--- Provided material ---
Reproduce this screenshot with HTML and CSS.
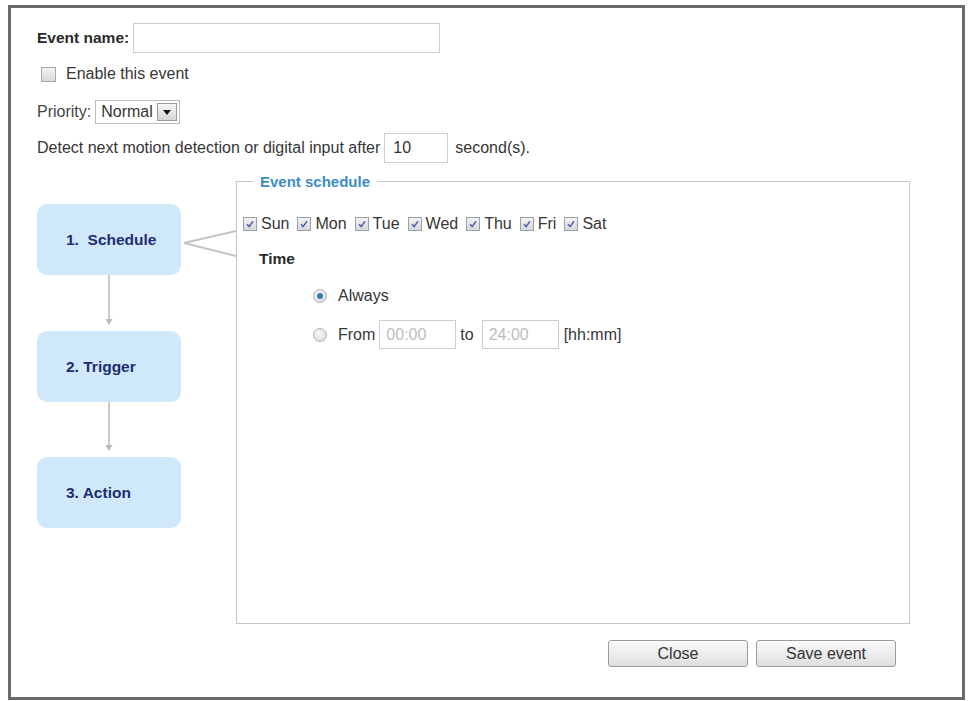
FILE: index.html
```html
<!DOCTYPE html>
<html lang="en">
<head>
    <meta charset="UTF-8">
    <title>Event settings</title>
    <link rel="stylesheet" href="styles.css">
</head>
<body>
    <div class="frame">
        <div class="row name-row">
            <label class="bold">Event name:</label>
            <input class="text name" type="text">
        </div>

        <div class="row check-row">
            <span class="cb"></span>
            <span class="check-label">Enable this event</span>
        </div>

        <div class="row prio-row">
            <span class="prio-label">Priority:</span>
            <span class="select">
                <span class="select-value">Normal</span>
                <span class="drop"><svg width="8" height="5" viewBox="0 0 8 5"><path d="M0 0 L8 0 L4 5 Z" fill="#111"/></svg></span>
            </span>
        </div>

        <div class="row detect-row">
            Detect next motion detection or digital input after
            <input class="text short" type="text" value="10">
            <span class="unit">second(s).</span>
        </div>

        <div class="main">
            <div class="flow">
                <div class="step">1.&nbsp; Schedule</div>
                <div class="arrow">
                    <svg width="144" height="56" viewBox="0 0 144 56">
                        <line x1="72" y1="0" x2="72" y2="47" stroke="#b8b8b8" stroke-width="1.5"/>
                        <path d="M68.5 44 L72 50 L75.5 44 Z" fill="#b8b8b8"/>
                    </svg>
                </div>
                <div class="step">2. Trigger</div>
                <div class="arrow">
                    <svg width="144" height="55" viewBox="0 0 144 55">
                        <line x1="72" y1="0" x2="72" y2="46" stroke="#b8b8b8" stroke-width="1.5"/>
                        <path d="M68.5 43 L72 49 L75.5 43 Z" fill="#b8b8b8"/>
                    </svg>
                </div>
                <div class="step">3. Action</div>
            </div>

            <svg class="link" width="55" height="120" viewBox="0 0 55 120">
                <polyline points="55,58 3,70 55,83" fill="none" stroke="#c4c4c4" stroke-width="2"/>
            </svg>

            <fieldset class="sched">
                <legend>Event schedule</legend>

                <div class="days">
                    <span class="day"><span class="cb on"><svg viewBox="0 0 14 14"><path d="M3.5 7.2 L6 10 L10.5 3.8" fill="none" stroke="#4d5cb0" stroke-width="1.7"/></svg></span>Sun</span>
                    <span class="day"><span class="cb on"><svg viewBox="0 0 14 14"><path d="M3.5 7.2 L6 10 L10.5 3.8" fill="none" stroke="#4d5cb0" stroke-width="1.7"/></svg></span>Mon</span>
                    <span class="day"><span class="cb on"><svg viewBox="0 0 14 14"><path d="M3.5 7.2 L6 10 L10.5 3.8" fill="none" stroke="#4d5cb0" stroke-width="1.7"/></svg></span>Tue</span>
                    <span class="day"><span class="cb on"><svg viewBox="0 0 14 14"><path d="M3.5 7.2 L6 10 L10.5 3.8" fill="none" stroke="#4d5cb0" stroke-width="1.7"/></svg></span>Wed</span>
                    <span class="day"><span class="cb on"><svg viewBox="0 0 14 14"><path d="M3.5 7.2 L6 10 L10.5 3.8" fill="none" stroke="#4d5cb0" stroke-width="1.7"/></svg></span>Thu</span>
                    <span class="day"><span class="cb on"><svg viewBox="0 0 14 14"><path d="M3.5 7.2 L6 10 L10.5 3.8" fill="none" stroke="#4d5cb0" stroke-width="1.7"/></svg></span>Fri</span>
                    <span class="day"><span class="cb on"><svg viewBox="0 0 14 14"><path d="M3.5 7.2 L6 10 L10.5 3.8" fill="none" stroke="#4d5cb0" stroke-width="1.7"/></svg></span>Sat</span>
                </div>

                <div class="time-title bold">Time</div>

                <div class="opt opt-always">
                    <span class="radio on"></span>
                    <span class="opt-label">Always</span>
                </div>
                <div class="opt opt-from">
                    <span class="radio"></span>
                    <span class="opt-label">From</span>
                    <input class="text time-input" type="text" value="00:00" disabled>
                    <span class="to">to</span>
                    <input class="text time-input" type="text" value="24:00" disabled>
                    <span class="fmt">[hh:mm]</span>
                </div>
            </fieldset>
        </div>

        <div class="buttons">
            <button class="btn">Close</button>
            <button class="btn">Save event</button>
        </div>
    </div>
</body>
</html>
```

FILE: styles.css
```css
body {
    margin: 0;
    font-family: "Liberation Sans", Arial, sans-serif;
    font-size: 16px;
    color: #363636;
    background: #fff;
}
.frame {
    box-sizing: border-box;
    width: 957px;
    height: 695px;
    margin: 5px 0 0 8px;
    padding-left: 26px;
    border: 3px solid #6a6a6a;
}
.bold {
    font-weight: bold;
    font-size: 15.5px;
    color: #2a2a2a;
}
.row {
    display: flex;
    align-items: center;
}
.text {
    box-sizing: border-box;
    height: 30px;
    border: 1px solid #cdcdcd;
    padding: 0 8px;
    font: inherit;
    color: #333;
    background: #fff;
}
.name-row {
    margin-top: 15px;
    height: 30px;
}
.name {
    width: 307px;
    margin-left: 4px;
}
.check-row {
    margin-top: 11px;
    height: 20px;
    padding-left: 4px;
}
.cb {
    box-sizing: border-box;
    display: inline-block;
    width: 15px;
    height: 15px;
    border: 1px solid #a9a9a9;
    background: linear-gradient(#f2f2f2, #d9d9d9);
    flex: none;
}
.cb svg {
    display: block;
    width: 100%;
    height: 100%;
}
.check-label {
    margin-left: 10px;
}
.prio-row {
    margin-top: 16px;
    height: 24px;
}
.prio-label {
    color: #444;
}
.select {
    box-sizing: border-box;
    display: flex;
    align-items: center;
    height: 24px;
    width: 85px;
    margin-left: 4px;
    border: 1px solid #bdbdbd;
    padding: 0 2px 0 5px;
}
.select-value {
    flex: 1;
}
.drop {
    box-sizing: border-box;
    display: flex;
    align-items: center;
    justify-content: center;
    width: 20px;
    height: 18px;
    border: 1px solid #999;
    background: linear-gradient(#f7f7f7, #d5d5d5);
}
.detect-row {
    margin-top: 9px;
    height: 30px;
}
.short {
    width: 64px;
    margin-left: 4px;
}
.unit {
    margin-left: 7px;
}
.main {
    display: flex;
    margin-top: 10px;
}
.flow {
    width: 144px;
    padding-top: 31px;
    flex: none;
}
.step {
    height: 71px;
    border-radius: 10px;
    background: #cfe9fb;
    display: flex;
    align-items: center;
    padding-left: 29px;
    font-size: 15.5px;
    font-weight: bold;
    color: #1f2c70;
}
.arrow svg {
    display: block;
}
.link {
    flex: none;
    display: block;
}
.sched {
    box-sizing: border-box;
    width: 674px;
    height: 451px;
    margin: 0;
    padding: 0 0 0 6px;
    border: 1px solid #c6c6c6;
}
.sched legend {
    margin-left: 10px;
    padding: 0 7px;
    font-size: 15px;
    font-weight: bold;
    color: #3d8dc5;
}
.days {
    display: flex;
    align-items: center;
    margin-top: 24px;
    height: 20px;
}
.day {
    display: flex;
    align-items: center;
    margin-right: 8px;
}
.day .cb {
    width: 14px;
    height: 14px;
    margin-right: 4px;
    border-color: #9aa0aa;
}
.time-title {
    margin: 16px 0 0 16px;
}
.opt {
    display: flex;
    align-items: center;
    margin-left: 70px;
}
.opt-always {
    margin-top: 18px;
    height: 20px;
}
.opt-from {
    margin-top: 14px;
    height: 29px;
}
.radio {
    box-sizing: border-box;
    position: relative;
    width: 14px;
    height: 14px;
    border-radius: 50%;
    border: 1px solid #b3b3b3;
    background: radial-gradient(circle at 40% 35%, #fafafa, #d4d4d4);
    flex: none;
}
.radio.on::after {
    content: "";
    position: absolute;
    left: 3px;
    top: 3px;
    width: 6px;
    height: 6px;
    border-radius: 50%;
    background: #2f7fa5;
}
.opt-label {
    margin-left: 11px;
}
.time-input {
    width: 77px;
    height: 29px;
    margin-left: 4px;
    color: #bdbdbd;
    padding: 0 6px;
}
.to {
    margin: 0 4px;
}
.fmt {
    margin-left: 5px;
}
.buttons {
    display: flex;
    justify-content: flex-end;
    gap: 8px;
    margin-top: 16px;
    padding-right: 66px;
}
.btn {
    width: 140px;
    height: 27px;
    border: 1px solid #9c9c9c;
    border-radius: 3px;
    background: linear-gradient(#fbfbfb, #dedede);
    font: inherit;
    color: #333;
    padding: 0;
}
```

--- Problem ---
Where a line holds "this", copy that line.

--- Answer for the task ---
Reproduce this screenshot with HTML and CSS.
            <span class="check-label">Enable this event</span>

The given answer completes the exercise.